I think the reference to things in production refers to something else - or rather two somethings else. Fairly sure I know what at least one of them is, but I may be wrong. :-$ Judging by the email I just got from LV concerning this one, it's still very much in the pre-production stage.

Cheers, Alf


----------



## woodbloke (23 Oct 2009)

Whatever it is, it looks an interesting little plane. I wonder if the production version will have a wooden fence as per the pic or will RL go for a cast version? - Rob


----------



## Vann (23 Oct 2009)

Alf":17ykm2me said:


> I think the reference to things in production refers to something else - or rather two somethings else.


You may well be right. We know how how RL likes to tease... :twisted: :roll:  . Trouble is, there're so many teases in that thread I can't tell which one is which. It can't be the saw he's talking about because he refers to castings....

Cheers, Vann.


----------



## Rob Lee (24 Oct 2009)

Hi All - 

This one's pre-production....Due early in the new year. Thursday of next week is something else.... actually, two something else's...

Then - 1 more plane about a week/10 days after that....

Back to this one - we're still sorting out a few small details... the fence will be wood, as you see it. There will be RH and LH versions, both quite cleverly made from the same castings. Yes - the nicker on the eccentric wheel is the same as in the full size skew rebate. And - there's the set-screw stop for the sliding throat, so the blade doesn't get hit.
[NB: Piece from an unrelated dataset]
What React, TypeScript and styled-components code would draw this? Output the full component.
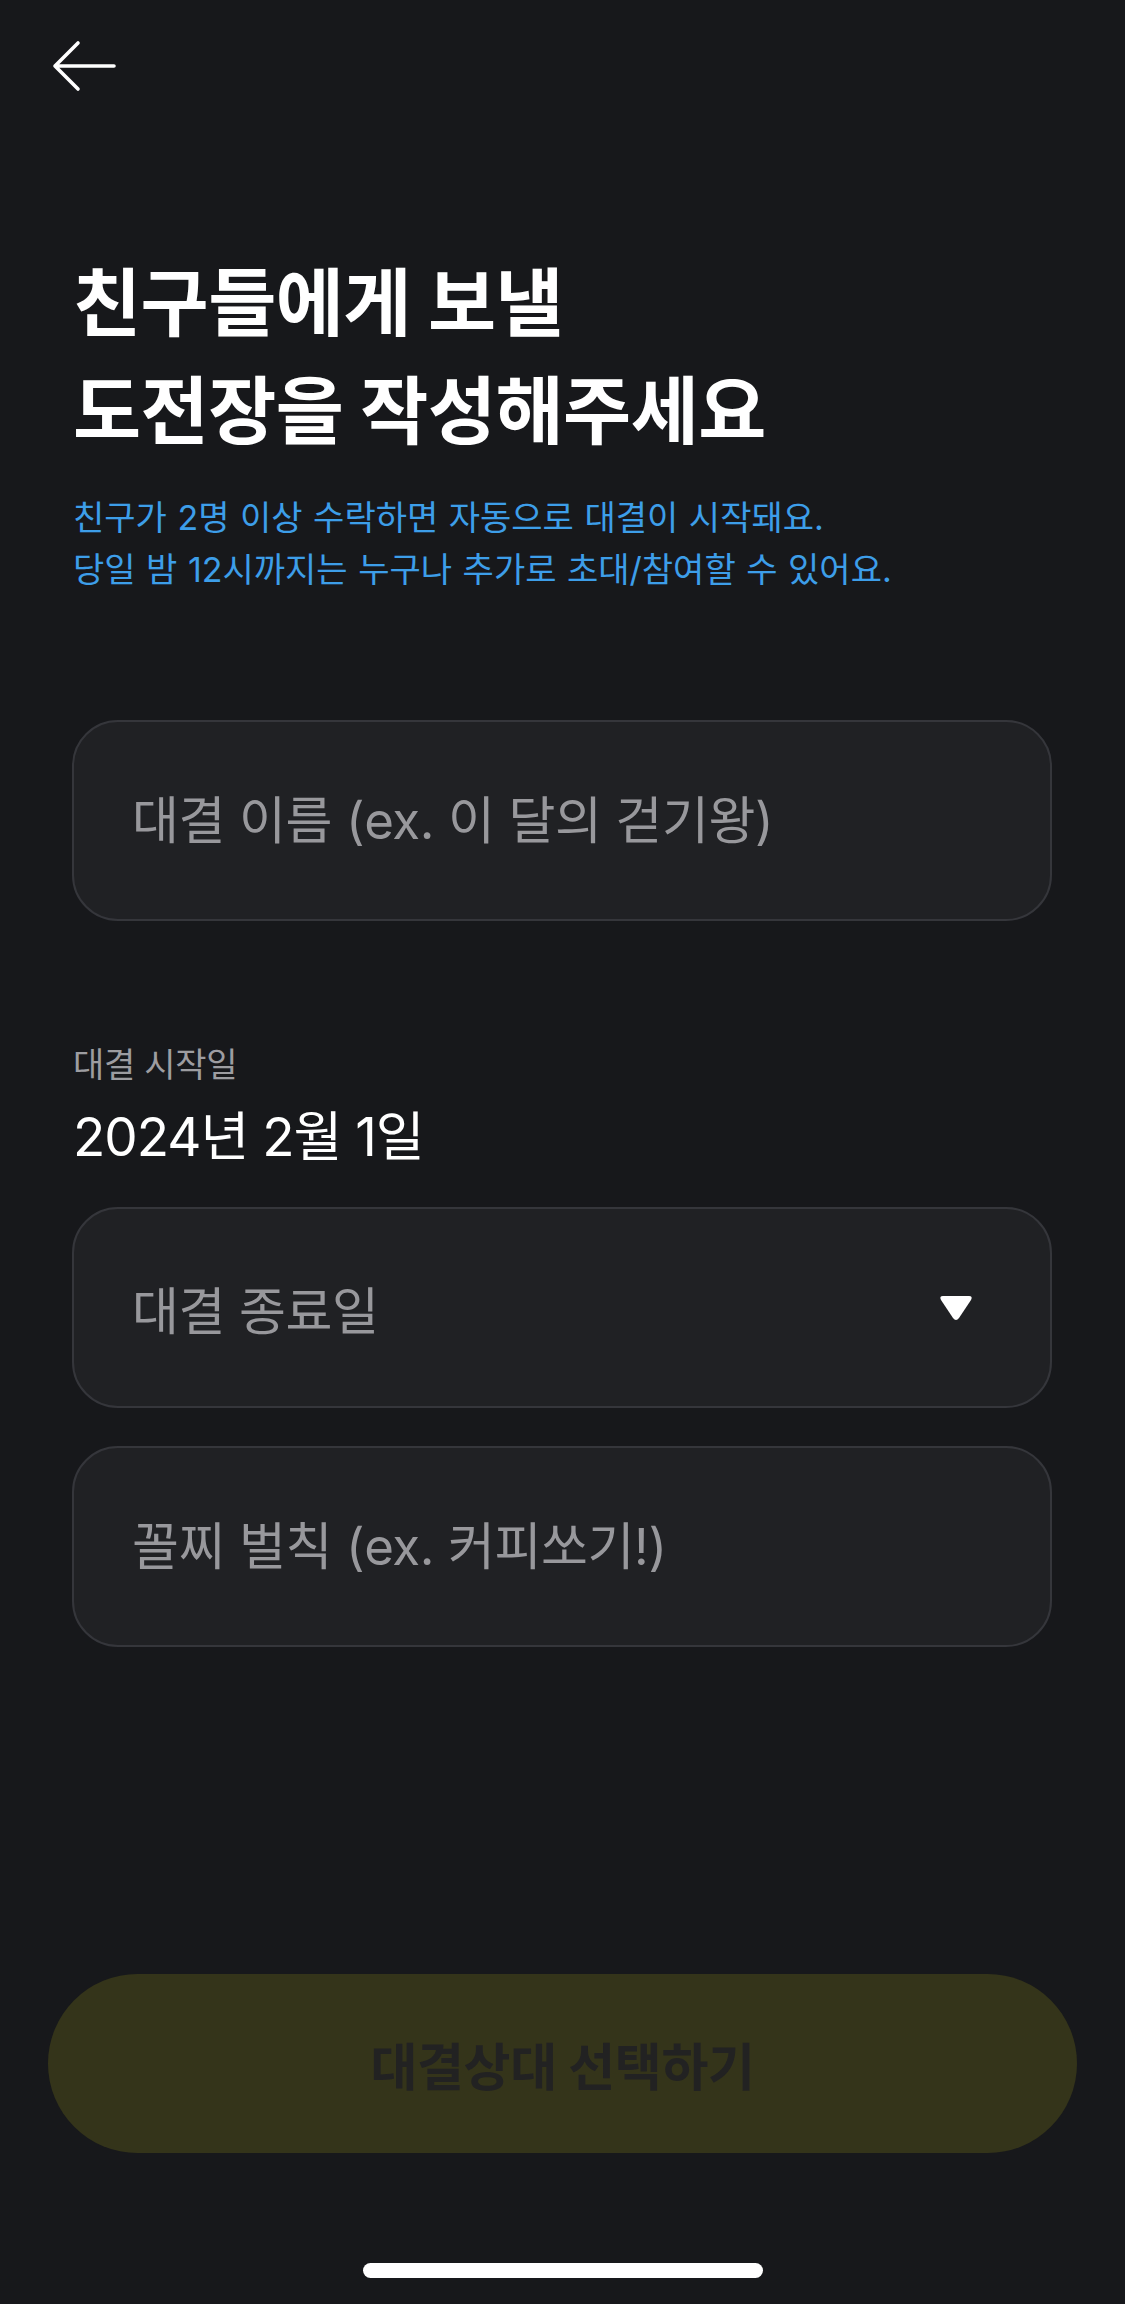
import React from "react";
import styled, { createGlobalStyle } from "styled-components";

const GlobalStyle = createGlobalStyle`
  html, body {
    margin: 0;
    padding: 0;
    background: #17181b;
  }
  * { box-sizing: border-box; }
  body {
    font-family: "Inter", "Noto Sans CJK KR", sans-serif;
  }
`;

const Page = styled.div`
  width: 1125px;
  min-height: 2304px;
  background: #17181b;
  display: flex;
  flex-direction: column;
  font-family: "Inter", "Noto Sans CJK KR", sans-serif;
`;

const Header = styled.header`
  height: 132px;
  display: flex;
  align-items: center;
  padding-left: 52px;
`;

const BackButton = styled.button`
  background: none;
  border: none;
  padding: 0;
  display: flex;
  cursor: pointer;
`;

const Content = styled.main`
  padding: 0 73px 0 72px;
  display: flex;
  flex-direction: column;
`;

const Title = styled.h1`
  margin: 117px 0 0 1px;
  color: #ffffff;
  font-family: "Inter", "Noto Sans CJK KR", sans-serif;
  font-size: 74px;
  line-height: 108px;
  font-weight: 700;
  letter-spacing: -0.5px;
`;

const Subtitle = styled.p`
  margin: 27px 0 0 1px;
  color: #3d9ee9;
  font-size: 34px;
  line-height: 52px;
  font-weight: 400;
  letter-spacing: 0px;
  word-spacing: 1px;
`;

const Field = styled.div<{ $mt: number }>`
  margin-top: ${(p) => p.$mt}px;
  height: 201px;
  border: 2px solid #35363b;
  border-radius: 46px;
  background: #202124;
  display: flex;
  align-items: center;
  padding: 0 76px 0 58px;
`;

const TextInput = styled.input`
  flex: 1;
  background: transparent;
  border: none;
  outline: none;
  color: #ffffff;
  font-family: "Inter", "Noto Sans CJK KR", sans-serif;
  font-size: 51px;
  letter-spacing: -0.4px;
  padding: 0;
  &::placeholder {
    color: #98989c;
  }
`;

const SelectText = styled.span`
  flex: 1;
  color: #98989c;
  font-size: 51px;
  letter-spacing: -0.4px;
`;

const StartBlock = styled.div`
  margin-top: 124px;
  margin-left: 1px;
  display: flex;
  flex-direction: column;
`;

const Label = styled.span`
  color: #9d9da1;
  font-size: 34px;
  line-height: 40px;
  letter-spacing: -0.3px;
`;

const DateText = styled.span`
  margin-top: 22px;
  color: #ffffff;
  font-size: 53px;
  line-height: 60px;
  letter-spacing: -1px;
`;

const Footer = styled.footer`
  margin-top: auto;
  display: flex;
  flex-direction: column;
  align-items: center;
  padding: 0 48px 26px 48px;
`;

const PrimaryButton = styled.button`
  width: 100%;
  height: 179px;
  border: none;
  border-radius: 90px;
  background: #34341a;
  color: #222222;
  font-family: "Inter", "Noto Sans CJK KR", sans-serif;
  font-size: 51px;
  font-weight: 700;
  letter-spacing: -0.4px;
  cursor: default;
`;

const HomeIndicator = styled.div`
  margin-top: 110px;
  width: 400px;
  height: 15px;
  border-radius: 8px;
  background: #ffffff;
`;

const BackIcon = () => (
  <svg width="66" height="52" viewBox="0 0 66 52" fill="none">
    <path
      d="M3 26 H62 M26 3 L3 26 L26 49"
      stroke="#ffffff"
      strokeWidth="3.6"
      strokeLinecap="round"
      strokeLinejoin="round"
    />
  </svg>
);

const CaretDown = () => (
  <svg width="36" height="28" viewBox="0 0 36 28">
    <path
      d="M5 2 H31 Q35 2 33 6 L21 24 Q18 28 15 24 L3 6 Q1 2 5 2 Z"
      fill="#ffffff"
    />
  </svg>
);

export default function App() {
  return (
    <>
      <GlobalStyle />
      <Page>
        <Header>
          <BackButton aria-label="뒤로">
            <BackIcon />
          </BackButton>
        </Header>
        <Content>
          <Title>
            친구들에게 보낼
            <br />
            도전장을 작성해주세요
          </Title>
          <Subtitle>
            친구가 2명 이상 수락하면 자동으로 대결이 시작돼요.
            <br />
            당일 밤 12시까지는 누구나 추가로 초대/참여할 수 있어요.
          </Subtitle>
          <Field $mt={124}>
            <TextInput placeholder="대결 이름 (ex. 이 달의 걷기왕)" />
          </Field>
          <StartBlock>
            <Label>대결 시작일</Label>
            <DateText>2024년 2월 1일</DateText>
          </StartBlock>
          <Field $mt={40}>
            <SelectText>대결 종료일</SelectText>
            <CaretDown />
          </Field>
          <Field $mt={38}>
            <TextInput placeholder="꼴찌 벌칙 (ex. 커피쏘기!)" />
          </Field>
        </Content>
        <Footer>
          <PrimaryButton>대결상대 선택하기</PrimaryButton>
          <HomeIndicator />
        </Footer>
      </Page>
    </>
  );
}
There's really an awful lot going on in a small package with these planes. 

Cheers - 

Rob


----------



## graween (24 Oct 2009)

Hi.

Rob you really want to get us broke  

Sounds like a nice tool.


----------



## Rob Lee (26 Oct 2009)

graween":1cjthlia said:


> Hi.
> 
> Rob you really want to get us broke
> 
> Sounds like a nice tool.



Well not broke.... but how 'bout eternally beholden??? :shock: :lol: 

Cheers - 

Rob


----------



## graween (29 Oct 2009)

Hi.

Yes probably, :twisted: :twisted: 

I've just checked on the LeeValley website, and no news about


> Thursday of next week is something else.... actually, two something else's...
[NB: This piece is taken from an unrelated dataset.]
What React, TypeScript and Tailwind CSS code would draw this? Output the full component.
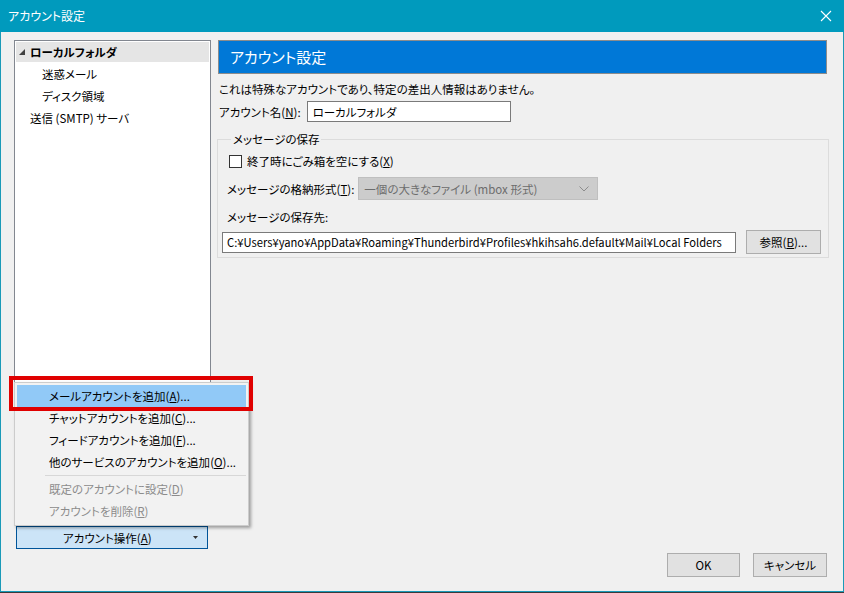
import React from 'react'

const jp = "font-['Noto_Sans_CJK_JP','Noto_Sans',sans-serif] [font-feature-settings:'palt']"

function MenuItem({ label, k, rest, active, disabled }: { label: string; k: string; rest: string; active?: boolean; disabled?: boolean }) {
  return (
    <div
      className={`h-[22px] flex items-center pl-[32px] whitespace-nowrap ${active ? 'bg-[#91c9f7]' : ''} ${disabled ? 'text-[#8c8c8c]' : 'text-black'}`}
    >
      {label}(<span className="underline">{k}</span>){rest}
    </div>
  )
}

function Btn({ children, className }: { children: React.ReactNode; className?: string }) {
  return (
    <div className={`h-[24px] flex items-center justify-center bg-[#e1e1e1] border border-[#adadad] ${className ?? ''}`}>
      {children}
    </div>
  )
}

export default function App() {
  return (
    <div className={`w-[844px] h-[593px] bg-[#3a3a3a] relative overflow-hidden text-[11.5px] leading-[16px] ${jp}`}>
      <div className="h-[592px] flex flex-col border border-t-0 border-[#1a9ab8] bg-[#f0f0f0]">
        {/* title bar */}
        <div className="h-[32px] -mx-px bg-[#009abd] flex items-center justify-between pl-[8px] pr-[10px] text-white text-[12px]">
          <span>アカウント設定</span>
          <svg width="12" height="12" viewBox="0 0 12 12" className="mr-[2px]">
            <path d="M1 1 L11 11 M11 1 L1 11" stroke="white" strokeWidth="1.1" />
          </svg>
        </div>

        <div className="flex flex-1">
          {/* left column */}
          <div className="flex flex-col pl-[13px] pt-[8px]">
            <div className="w-[197px] h-[480px] bg-white border border-[#828790] pt-px px-px">
              <div className="h-[20px] bg-[#e5e5e5] flex items-center font-bold">
                <svg width="6" height="6" viewBox="0 0 6 6" className="ml-[3px] mr-[5px]">
                  <path d="M6 0 L6 6 L0 6 Z" fill="#404040" />
                </svg>
                ローカルフォルダ
              </div>
              <div className="h-[23px] flex items-center pl-[26px]">迷惑メール</div>
              <div className="h-[22px] flex items-center pl-[26px]">ディスク領域</div>
              <div className="h-[22px] flex items-center pl-[14px]">送信 (SMTP) サーバ</div>
            </div>
            <div className="mt-[6px] ml-[2px] w-[192px] h-[23px] bg-[#cce4f7] border border-[#005499] flex items-center relative">
              <span className="ml-[46px]">
                アカウント操作(<span className="underline">A</span>)
              </span>
              <svg width="5" height="3" viewBox="0 0 5 3" className="absolute left-[176px] top-[9px]">
                <path d="M0 0 L5 0 L2.5 3 Z" fill="#333" />
              </svg>
            </div>
          </div>

          {/* right column */}
          <div className="flex flex-col flex-1 min-w-0 pl-[7px] pt-[8px] pr-[16px] pb-[14px]">
            <div className="w-[609px] h-[34px] border border-[#8c8c8c] bg-[#0078d7] flex items-center pl-[11px] text-white text-[15px]">
              アカウント設定
            </div>
            <div className="mt-[7px] ml-[1px]">これは特殊なアカウントであり、特定の差出人情報はありません。</div>
            <div className="mt-[4px] ml-[1px] flex items-center">
              <span>
                アカウント名(<span className="underline">N</span>):
              </span>
              <div className="ml-[6px] w-[204px] h-[21px] bg-white border border-[#7a7a7a] flex items-center pl-[5px]">
                ローカルフォルダ
              </div>
            </div>

            <fieldset className="mt-[10px] w-[612px] h-[126px] border border-[#dcdcdc] pl-[9px] pr-[7px] m-0 -ml-[1px]">
              <legend className="ml-[4px] px-[2px] leading-[14px]">メッセージの保存</legend>
              <div className="mt-[7px] flex items-center ml-[2px]">
                <div className="w-[13px] h-[13px] bg-white border border-[#333]" />
                <span className="ml-[5px]">
                  終了時にごみ箱を空にする(<span className="underline">X</span>)
                </span>
              </div>
              <div className="mt-[8px] flex items-center">
                <span className="whitespace-nowrap">
                  メッセージの格納形式(<span className="underline">T</span>):
                </span>
                <div className="ml-[4px] w-[240px] h-[23px] bg-[#cccccc] border border-[#bfbfbf] flex items-center pl-[5px] text-[#6d6d6d] relative">
                  一個の大きなファイル (mbox 形式)
                  <svg width="10" height="6" viewBox="0 0 10 6" className="absolute right-[8px] top-[8px]">
                    <path d="M0.5 0.5 L5 5 L9.5 0.5" stroke="#8c8c8c" fill="none" strokeWidth="1" />
                  </svg>
                </div>
              </div>
              <div className="mt-[9px]">メッセージの保存先:</div>
              <div className="mt-[5px] flex items-center -ml-[5px]">
                <div className="w-[514px] h-[21px] bg-white border border-[#7a7a7a] flex items-center pl-[4px] whitespace-nowrap overflow-hidden text-[11.2px]">
                  C:¥Users¥yano¥AppData¥Roaming¥Thunderbird¥Profiles¥hkihsah6.default¥Mail¥Local Folders
                </div>
                <Btn className="ml-[10px] w-[75px]">
                  参照(<span className="underline">B</span>)...
                </Btn>
              </div>
            </fieldset>

            <div className="mt-auto flex justify-end gap-[13px]">
              <Btn className="w-[73px]">OK</Btn>
              <Btn className="w-[74px]">キャンセル</Btn>
            </div>
          </div>
        </div>
      </div>

      {/* popup menu */}
      <div className="absolute left-[14px] top-[382px] w-[235px] h-[144px] bg-[#f2f2f2] border border-[#cccccc] shadow-[2px_2px_3px_rgba(0,0,0,0.35)] p-[2px]">
        <MenuItem label="メールアカウントを追加" k="A" rest="..." active />
        <MenuItem label="チャットアカウントを追加" k="C" rest="..." />
        <MenuItem label="フィードアカウントを追加" k="F" rest="..." />
        <MenuItem label="他のサービスのアカウントを追加" k="O" rest="..." />
        <div className="h-px bg-[#d7d7d7] ml-[28px] my-[2px]" />
        <MenuItem label="既定のアカウントに設定" k="D" rest="" disabled />
        <MenuItem label="アカウントを削除" k="R" rest="" disabled />
      </div>

      {/* annotation */}
      <div className="absolute left-[9px] top-[376px] w-[244px] h-[35px] border-[4px] border-[#e00000]" />
    </div>
  )
}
 the famous 2 things ...  

Will check later !


----------



## Rob Lee (29 Oct 2009)

graween":77n4z95w said:


> (snip)
> 
> Will check later !



You'll have to give it about 40 minutes or so, we're not done having our tea...  

Then, it'll take a wee bit for the first emails to be received, and for someone to post the link.... the product pages aren't actually going to be navigated on the website (can I use that as a verb??).

Cheers - 

Rob 
(off to the weekly R&D meeting)


----------



## Alf (29 Oct 2009)

Someone's posted a link: :lol:

http://www.leevalley.com/wood/page.aspx?c=1&cat=1,41182,64300&p=64300


----------



## Karl (29 Oct 2009)

Excellent!

And the price looks good too, even converted on 1/1 basis. 

Cheers

Karl


----------



## Alf (29 Oct 2009)

Ah, better still, if you happen to like marking gauges as well:

http://www.leevalley.com/wood/page.aspx?c=2&p=64321&cat=51&ap=1

Which I do, dammit. *_sticks hands in pockets and goes "la la la, I'm not looking"_*


----------



## graween (29 Oct 2009)

Thank you for the links.

Well it looks cool 8) , and yes the price is fine.

Now I wonder what the test is really for :lol: As I remember the small plough plane was in preparation for the skew rabbet for the fence is I recall, or vice versa.

So I'm now even more excited.

Thank you Rob for the news, and sorry I forgot about the time shift 

PS : Funily (can we say that ?) I'm currently looking for the big shoulder plane :lol: :lol:


----------



## wizer (29 Oct 2009)

So you're saving 10 dollars if you buy them together. I can kinda think of some uses for the shoulder plane but I'm failing to see the real usefulness of a mini marking gauge. Don't all shout at once.


----------



## Oryxdesign (29 Oct 2009)

You're not trying hard enough


----------



## Aled Dafis (29 Oct 2009)

Ordered!!


----------



## mahking51 (29 Oct 2009)

Ditto x 2! :lol: 
Martin


----------



## wizer (29 Oct 2009)

mahking51":qcso9rl7 said:


> Ditto x 2! :lol:
> Martin



You don't say...


----------



## Alf (29 Oct 2009)

A plane in the hand is worth two on order...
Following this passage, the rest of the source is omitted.